STORED DATA

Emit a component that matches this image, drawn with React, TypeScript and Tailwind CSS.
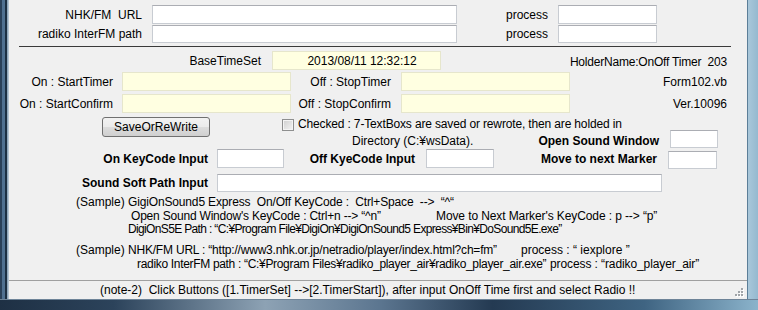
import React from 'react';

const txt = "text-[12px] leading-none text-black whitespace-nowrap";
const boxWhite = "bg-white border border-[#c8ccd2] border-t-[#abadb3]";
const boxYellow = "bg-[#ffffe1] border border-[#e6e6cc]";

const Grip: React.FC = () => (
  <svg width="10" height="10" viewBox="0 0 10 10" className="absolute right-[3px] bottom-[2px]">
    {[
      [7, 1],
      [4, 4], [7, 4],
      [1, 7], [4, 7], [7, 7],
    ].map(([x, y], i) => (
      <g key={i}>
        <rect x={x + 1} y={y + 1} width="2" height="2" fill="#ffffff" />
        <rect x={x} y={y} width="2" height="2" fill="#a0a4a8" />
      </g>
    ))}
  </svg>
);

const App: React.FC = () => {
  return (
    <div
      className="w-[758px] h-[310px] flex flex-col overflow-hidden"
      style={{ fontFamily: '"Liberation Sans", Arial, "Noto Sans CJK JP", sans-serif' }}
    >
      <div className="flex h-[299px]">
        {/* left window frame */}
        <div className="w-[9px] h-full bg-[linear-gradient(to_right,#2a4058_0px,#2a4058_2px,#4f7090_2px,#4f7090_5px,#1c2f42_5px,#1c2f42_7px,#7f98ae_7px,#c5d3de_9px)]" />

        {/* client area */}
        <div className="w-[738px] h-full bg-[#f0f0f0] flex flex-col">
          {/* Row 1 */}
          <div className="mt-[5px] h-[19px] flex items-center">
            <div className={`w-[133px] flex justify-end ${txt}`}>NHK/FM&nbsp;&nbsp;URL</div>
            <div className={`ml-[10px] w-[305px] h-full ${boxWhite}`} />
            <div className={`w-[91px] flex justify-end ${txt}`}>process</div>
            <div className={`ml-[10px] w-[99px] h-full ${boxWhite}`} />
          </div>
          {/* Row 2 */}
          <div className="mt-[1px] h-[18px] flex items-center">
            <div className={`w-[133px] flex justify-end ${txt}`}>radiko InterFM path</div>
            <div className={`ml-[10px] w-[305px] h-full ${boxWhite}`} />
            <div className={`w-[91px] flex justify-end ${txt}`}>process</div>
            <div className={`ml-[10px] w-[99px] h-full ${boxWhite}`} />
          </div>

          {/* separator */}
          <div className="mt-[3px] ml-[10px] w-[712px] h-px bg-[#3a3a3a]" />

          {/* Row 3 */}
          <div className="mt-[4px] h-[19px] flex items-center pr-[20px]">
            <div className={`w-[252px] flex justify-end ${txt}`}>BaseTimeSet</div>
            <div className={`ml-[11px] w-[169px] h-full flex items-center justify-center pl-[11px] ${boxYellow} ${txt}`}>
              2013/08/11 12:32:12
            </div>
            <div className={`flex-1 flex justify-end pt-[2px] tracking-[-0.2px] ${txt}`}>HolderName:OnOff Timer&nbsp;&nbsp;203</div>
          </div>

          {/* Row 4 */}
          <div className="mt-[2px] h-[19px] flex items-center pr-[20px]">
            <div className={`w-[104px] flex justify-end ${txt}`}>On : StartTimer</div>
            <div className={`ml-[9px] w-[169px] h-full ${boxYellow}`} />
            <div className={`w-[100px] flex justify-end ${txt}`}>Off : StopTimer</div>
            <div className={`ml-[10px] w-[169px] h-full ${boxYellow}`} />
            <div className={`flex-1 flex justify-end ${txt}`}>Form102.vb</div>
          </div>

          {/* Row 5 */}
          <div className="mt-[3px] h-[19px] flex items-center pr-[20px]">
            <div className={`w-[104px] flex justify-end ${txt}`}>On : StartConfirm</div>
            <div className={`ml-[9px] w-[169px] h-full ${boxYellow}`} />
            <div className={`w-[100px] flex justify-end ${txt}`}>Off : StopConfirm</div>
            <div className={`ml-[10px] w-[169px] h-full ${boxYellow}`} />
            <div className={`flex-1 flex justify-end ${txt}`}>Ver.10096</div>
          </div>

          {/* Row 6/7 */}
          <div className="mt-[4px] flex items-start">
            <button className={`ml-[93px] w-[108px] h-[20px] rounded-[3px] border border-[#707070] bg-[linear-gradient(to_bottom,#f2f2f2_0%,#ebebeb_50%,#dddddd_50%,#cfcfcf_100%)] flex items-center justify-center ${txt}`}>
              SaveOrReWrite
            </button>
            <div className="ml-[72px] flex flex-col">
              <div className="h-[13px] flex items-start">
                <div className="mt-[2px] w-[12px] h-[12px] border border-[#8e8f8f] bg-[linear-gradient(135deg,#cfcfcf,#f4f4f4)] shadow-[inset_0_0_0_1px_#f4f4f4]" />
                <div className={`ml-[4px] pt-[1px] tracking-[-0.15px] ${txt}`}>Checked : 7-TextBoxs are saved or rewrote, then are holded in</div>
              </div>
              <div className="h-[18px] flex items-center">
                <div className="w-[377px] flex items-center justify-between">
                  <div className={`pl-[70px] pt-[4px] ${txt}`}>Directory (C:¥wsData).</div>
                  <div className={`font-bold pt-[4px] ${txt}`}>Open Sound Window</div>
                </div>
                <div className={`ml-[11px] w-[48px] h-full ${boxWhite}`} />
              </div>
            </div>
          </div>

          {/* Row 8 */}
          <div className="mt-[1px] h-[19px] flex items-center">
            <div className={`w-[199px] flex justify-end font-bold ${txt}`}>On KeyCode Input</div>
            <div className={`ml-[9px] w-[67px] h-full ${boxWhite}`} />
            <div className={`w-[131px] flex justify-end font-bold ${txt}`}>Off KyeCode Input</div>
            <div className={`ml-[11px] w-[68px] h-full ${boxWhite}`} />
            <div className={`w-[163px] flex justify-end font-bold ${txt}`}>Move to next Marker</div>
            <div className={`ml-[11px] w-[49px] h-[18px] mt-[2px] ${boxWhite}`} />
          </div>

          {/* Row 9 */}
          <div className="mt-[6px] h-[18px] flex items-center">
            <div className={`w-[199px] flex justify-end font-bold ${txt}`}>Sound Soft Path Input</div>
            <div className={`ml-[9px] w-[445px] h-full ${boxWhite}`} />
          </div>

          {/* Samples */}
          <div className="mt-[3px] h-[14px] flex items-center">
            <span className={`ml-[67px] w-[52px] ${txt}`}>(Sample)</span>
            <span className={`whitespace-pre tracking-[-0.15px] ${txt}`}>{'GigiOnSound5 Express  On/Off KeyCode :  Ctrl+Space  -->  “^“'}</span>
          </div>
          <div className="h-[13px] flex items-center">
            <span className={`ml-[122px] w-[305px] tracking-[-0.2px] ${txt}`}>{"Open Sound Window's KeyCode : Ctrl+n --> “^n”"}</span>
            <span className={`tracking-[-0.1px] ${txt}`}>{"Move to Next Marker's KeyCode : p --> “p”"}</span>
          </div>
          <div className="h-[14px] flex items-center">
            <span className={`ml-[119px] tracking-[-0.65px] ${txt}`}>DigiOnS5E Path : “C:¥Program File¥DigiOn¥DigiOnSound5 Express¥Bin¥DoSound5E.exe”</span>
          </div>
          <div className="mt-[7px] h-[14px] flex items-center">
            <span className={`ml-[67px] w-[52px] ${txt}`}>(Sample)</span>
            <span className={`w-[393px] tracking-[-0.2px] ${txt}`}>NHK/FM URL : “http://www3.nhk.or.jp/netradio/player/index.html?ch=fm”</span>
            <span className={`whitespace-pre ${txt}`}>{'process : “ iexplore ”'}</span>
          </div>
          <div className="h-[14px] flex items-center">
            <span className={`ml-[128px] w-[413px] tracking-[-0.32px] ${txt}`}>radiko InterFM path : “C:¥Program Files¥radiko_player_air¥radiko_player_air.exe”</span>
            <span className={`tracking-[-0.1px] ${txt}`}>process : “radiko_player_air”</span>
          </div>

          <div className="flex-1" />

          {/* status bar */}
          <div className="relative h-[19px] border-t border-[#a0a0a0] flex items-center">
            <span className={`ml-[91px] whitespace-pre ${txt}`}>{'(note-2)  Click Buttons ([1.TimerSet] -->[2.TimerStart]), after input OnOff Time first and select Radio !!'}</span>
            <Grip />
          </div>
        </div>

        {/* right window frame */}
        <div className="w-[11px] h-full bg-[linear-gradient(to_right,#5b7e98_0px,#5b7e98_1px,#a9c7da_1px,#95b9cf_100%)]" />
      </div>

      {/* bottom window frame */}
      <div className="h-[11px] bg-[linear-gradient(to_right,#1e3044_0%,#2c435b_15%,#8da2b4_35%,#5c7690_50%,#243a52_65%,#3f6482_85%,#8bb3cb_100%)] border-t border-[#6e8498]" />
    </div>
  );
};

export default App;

WHAT THE EXERCISE ASKS
Write out exactly the lines between the start of the data and the line with "import React from 'react';", including both, but none of the pictures.

FULL RESPONSE
Emit a component that matches this image, drawn with React, TypeScript and Tailwind CSS.
import React from 'react';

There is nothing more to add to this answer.